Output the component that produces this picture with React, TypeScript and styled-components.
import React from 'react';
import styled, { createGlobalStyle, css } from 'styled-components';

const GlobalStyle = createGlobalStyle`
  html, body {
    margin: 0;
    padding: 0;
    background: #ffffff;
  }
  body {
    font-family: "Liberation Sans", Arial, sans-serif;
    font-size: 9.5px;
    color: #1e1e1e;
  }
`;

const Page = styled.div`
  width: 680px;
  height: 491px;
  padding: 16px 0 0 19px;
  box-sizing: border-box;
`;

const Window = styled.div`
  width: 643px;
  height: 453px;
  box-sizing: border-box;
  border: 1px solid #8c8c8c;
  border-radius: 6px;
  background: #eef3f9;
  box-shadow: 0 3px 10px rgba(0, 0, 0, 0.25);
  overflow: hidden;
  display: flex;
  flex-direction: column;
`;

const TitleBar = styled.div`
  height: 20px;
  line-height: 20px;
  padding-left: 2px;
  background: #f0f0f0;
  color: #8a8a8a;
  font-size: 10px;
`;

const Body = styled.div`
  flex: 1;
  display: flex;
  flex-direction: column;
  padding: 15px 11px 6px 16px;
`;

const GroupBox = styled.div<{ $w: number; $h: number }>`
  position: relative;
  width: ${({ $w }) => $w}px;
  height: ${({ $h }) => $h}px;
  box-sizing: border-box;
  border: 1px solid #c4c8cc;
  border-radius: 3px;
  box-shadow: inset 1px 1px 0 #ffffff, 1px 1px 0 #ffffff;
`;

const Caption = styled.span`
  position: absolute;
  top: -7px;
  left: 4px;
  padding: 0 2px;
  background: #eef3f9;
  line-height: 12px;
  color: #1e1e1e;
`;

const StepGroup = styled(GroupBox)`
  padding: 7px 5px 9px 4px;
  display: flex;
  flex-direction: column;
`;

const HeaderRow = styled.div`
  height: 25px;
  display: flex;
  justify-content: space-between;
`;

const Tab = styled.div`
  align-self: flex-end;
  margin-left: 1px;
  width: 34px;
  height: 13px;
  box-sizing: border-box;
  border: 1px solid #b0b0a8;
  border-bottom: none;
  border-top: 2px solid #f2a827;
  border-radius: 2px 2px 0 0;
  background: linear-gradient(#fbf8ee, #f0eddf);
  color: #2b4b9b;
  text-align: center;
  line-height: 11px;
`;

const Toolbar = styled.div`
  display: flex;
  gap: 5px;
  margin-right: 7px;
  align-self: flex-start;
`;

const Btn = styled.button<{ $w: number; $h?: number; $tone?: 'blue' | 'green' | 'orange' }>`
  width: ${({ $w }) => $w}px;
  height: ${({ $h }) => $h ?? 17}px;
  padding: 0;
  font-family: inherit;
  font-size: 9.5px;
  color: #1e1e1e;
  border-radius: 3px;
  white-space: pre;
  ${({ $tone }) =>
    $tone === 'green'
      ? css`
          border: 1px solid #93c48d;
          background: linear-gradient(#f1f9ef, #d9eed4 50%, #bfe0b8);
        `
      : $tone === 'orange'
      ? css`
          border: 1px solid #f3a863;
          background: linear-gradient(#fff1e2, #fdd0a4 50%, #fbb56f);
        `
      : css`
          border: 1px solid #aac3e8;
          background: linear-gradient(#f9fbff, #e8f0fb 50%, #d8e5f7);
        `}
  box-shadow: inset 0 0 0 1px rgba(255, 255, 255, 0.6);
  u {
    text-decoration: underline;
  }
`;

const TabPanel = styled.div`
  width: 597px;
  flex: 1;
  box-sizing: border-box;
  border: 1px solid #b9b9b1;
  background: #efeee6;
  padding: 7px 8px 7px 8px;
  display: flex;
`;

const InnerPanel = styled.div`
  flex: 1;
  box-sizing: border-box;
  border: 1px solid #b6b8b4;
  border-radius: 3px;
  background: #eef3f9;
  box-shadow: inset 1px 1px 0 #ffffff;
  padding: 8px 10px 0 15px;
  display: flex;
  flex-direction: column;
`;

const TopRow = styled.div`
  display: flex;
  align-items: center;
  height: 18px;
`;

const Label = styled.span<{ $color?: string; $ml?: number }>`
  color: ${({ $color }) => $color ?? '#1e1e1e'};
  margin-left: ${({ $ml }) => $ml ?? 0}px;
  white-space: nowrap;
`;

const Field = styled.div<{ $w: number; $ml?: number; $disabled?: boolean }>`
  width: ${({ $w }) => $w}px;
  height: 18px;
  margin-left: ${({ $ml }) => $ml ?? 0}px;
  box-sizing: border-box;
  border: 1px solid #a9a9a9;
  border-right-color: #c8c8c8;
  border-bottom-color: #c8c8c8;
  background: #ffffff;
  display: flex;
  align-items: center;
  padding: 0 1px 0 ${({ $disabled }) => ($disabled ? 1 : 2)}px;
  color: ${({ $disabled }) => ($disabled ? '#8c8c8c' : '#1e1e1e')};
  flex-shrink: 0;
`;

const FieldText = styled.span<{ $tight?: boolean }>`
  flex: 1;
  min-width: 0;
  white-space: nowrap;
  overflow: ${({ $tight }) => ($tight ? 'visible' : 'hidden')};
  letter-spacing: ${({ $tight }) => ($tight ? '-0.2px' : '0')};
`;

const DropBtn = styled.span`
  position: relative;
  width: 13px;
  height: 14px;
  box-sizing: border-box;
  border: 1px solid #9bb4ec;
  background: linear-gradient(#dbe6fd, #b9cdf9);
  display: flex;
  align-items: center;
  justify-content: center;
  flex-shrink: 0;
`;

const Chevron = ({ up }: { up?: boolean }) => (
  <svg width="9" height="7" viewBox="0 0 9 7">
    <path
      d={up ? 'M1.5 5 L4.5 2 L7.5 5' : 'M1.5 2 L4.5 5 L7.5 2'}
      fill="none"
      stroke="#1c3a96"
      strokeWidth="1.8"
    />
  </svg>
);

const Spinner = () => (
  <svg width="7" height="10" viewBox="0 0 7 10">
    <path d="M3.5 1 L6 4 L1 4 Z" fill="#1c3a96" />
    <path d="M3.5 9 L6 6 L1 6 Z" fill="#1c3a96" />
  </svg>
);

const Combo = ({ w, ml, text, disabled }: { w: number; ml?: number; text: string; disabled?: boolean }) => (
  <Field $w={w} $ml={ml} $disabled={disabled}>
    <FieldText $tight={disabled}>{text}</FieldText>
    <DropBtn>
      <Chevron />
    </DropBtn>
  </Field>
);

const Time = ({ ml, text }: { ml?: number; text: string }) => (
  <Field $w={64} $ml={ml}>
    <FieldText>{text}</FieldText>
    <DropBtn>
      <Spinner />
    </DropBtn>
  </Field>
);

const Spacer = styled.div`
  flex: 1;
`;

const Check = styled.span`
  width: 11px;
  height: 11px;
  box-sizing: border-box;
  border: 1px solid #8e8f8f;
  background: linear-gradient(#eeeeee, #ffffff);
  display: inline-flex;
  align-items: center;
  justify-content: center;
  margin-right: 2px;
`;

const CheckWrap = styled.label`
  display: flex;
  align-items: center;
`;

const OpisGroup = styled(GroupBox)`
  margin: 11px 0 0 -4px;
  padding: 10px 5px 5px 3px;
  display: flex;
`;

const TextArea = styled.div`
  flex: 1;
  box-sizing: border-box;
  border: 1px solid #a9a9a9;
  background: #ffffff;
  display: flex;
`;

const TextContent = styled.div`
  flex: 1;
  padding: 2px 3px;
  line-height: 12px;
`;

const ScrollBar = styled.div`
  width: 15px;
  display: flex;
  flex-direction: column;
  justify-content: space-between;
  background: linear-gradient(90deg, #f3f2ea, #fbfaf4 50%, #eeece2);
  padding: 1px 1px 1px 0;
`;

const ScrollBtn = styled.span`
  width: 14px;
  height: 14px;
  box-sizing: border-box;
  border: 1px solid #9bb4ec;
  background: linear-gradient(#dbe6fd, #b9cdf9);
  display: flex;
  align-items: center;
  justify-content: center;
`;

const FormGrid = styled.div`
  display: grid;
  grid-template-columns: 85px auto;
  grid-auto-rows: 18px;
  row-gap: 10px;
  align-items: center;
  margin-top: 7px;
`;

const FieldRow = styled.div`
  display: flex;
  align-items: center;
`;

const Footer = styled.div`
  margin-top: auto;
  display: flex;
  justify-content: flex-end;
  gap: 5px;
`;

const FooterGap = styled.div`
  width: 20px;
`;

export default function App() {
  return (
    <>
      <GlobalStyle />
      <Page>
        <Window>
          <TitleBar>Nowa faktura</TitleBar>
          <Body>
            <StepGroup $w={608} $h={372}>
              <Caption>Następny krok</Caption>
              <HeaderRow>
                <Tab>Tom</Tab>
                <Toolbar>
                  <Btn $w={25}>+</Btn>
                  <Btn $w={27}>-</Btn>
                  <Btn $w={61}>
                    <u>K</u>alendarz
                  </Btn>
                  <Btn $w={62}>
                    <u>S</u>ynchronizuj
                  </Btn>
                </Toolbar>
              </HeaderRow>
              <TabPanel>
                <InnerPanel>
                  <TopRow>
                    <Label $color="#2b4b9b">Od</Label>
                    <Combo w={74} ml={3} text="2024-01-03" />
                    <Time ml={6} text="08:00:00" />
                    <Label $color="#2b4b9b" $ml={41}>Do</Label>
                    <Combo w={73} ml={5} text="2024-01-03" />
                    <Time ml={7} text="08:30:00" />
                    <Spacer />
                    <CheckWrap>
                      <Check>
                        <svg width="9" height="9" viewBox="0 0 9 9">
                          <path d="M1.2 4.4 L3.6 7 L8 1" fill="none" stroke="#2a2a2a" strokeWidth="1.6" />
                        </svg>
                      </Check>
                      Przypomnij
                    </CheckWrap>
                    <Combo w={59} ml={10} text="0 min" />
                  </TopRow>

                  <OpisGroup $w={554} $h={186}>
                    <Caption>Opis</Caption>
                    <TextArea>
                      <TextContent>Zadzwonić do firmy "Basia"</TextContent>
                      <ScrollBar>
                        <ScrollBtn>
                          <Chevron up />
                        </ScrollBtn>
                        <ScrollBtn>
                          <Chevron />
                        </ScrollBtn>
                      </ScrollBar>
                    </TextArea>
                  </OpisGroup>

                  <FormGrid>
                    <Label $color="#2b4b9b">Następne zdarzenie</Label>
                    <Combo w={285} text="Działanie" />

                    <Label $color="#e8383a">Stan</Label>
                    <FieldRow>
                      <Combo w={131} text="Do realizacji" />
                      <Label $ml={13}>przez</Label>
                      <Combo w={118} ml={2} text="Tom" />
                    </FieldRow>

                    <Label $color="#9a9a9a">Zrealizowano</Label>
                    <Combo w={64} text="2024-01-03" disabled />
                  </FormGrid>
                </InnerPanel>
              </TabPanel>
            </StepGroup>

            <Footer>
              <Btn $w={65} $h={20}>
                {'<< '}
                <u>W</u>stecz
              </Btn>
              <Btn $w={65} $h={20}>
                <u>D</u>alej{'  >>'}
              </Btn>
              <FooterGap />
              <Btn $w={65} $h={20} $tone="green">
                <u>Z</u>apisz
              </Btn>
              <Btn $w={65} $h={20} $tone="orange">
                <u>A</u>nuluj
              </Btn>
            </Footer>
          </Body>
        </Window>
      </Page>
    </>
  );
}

- - - - - - -

• _Written problem_: Using the listing above, say how many of its lines contain the string "React", giving nothing but the figure.

• _Written answer_: 2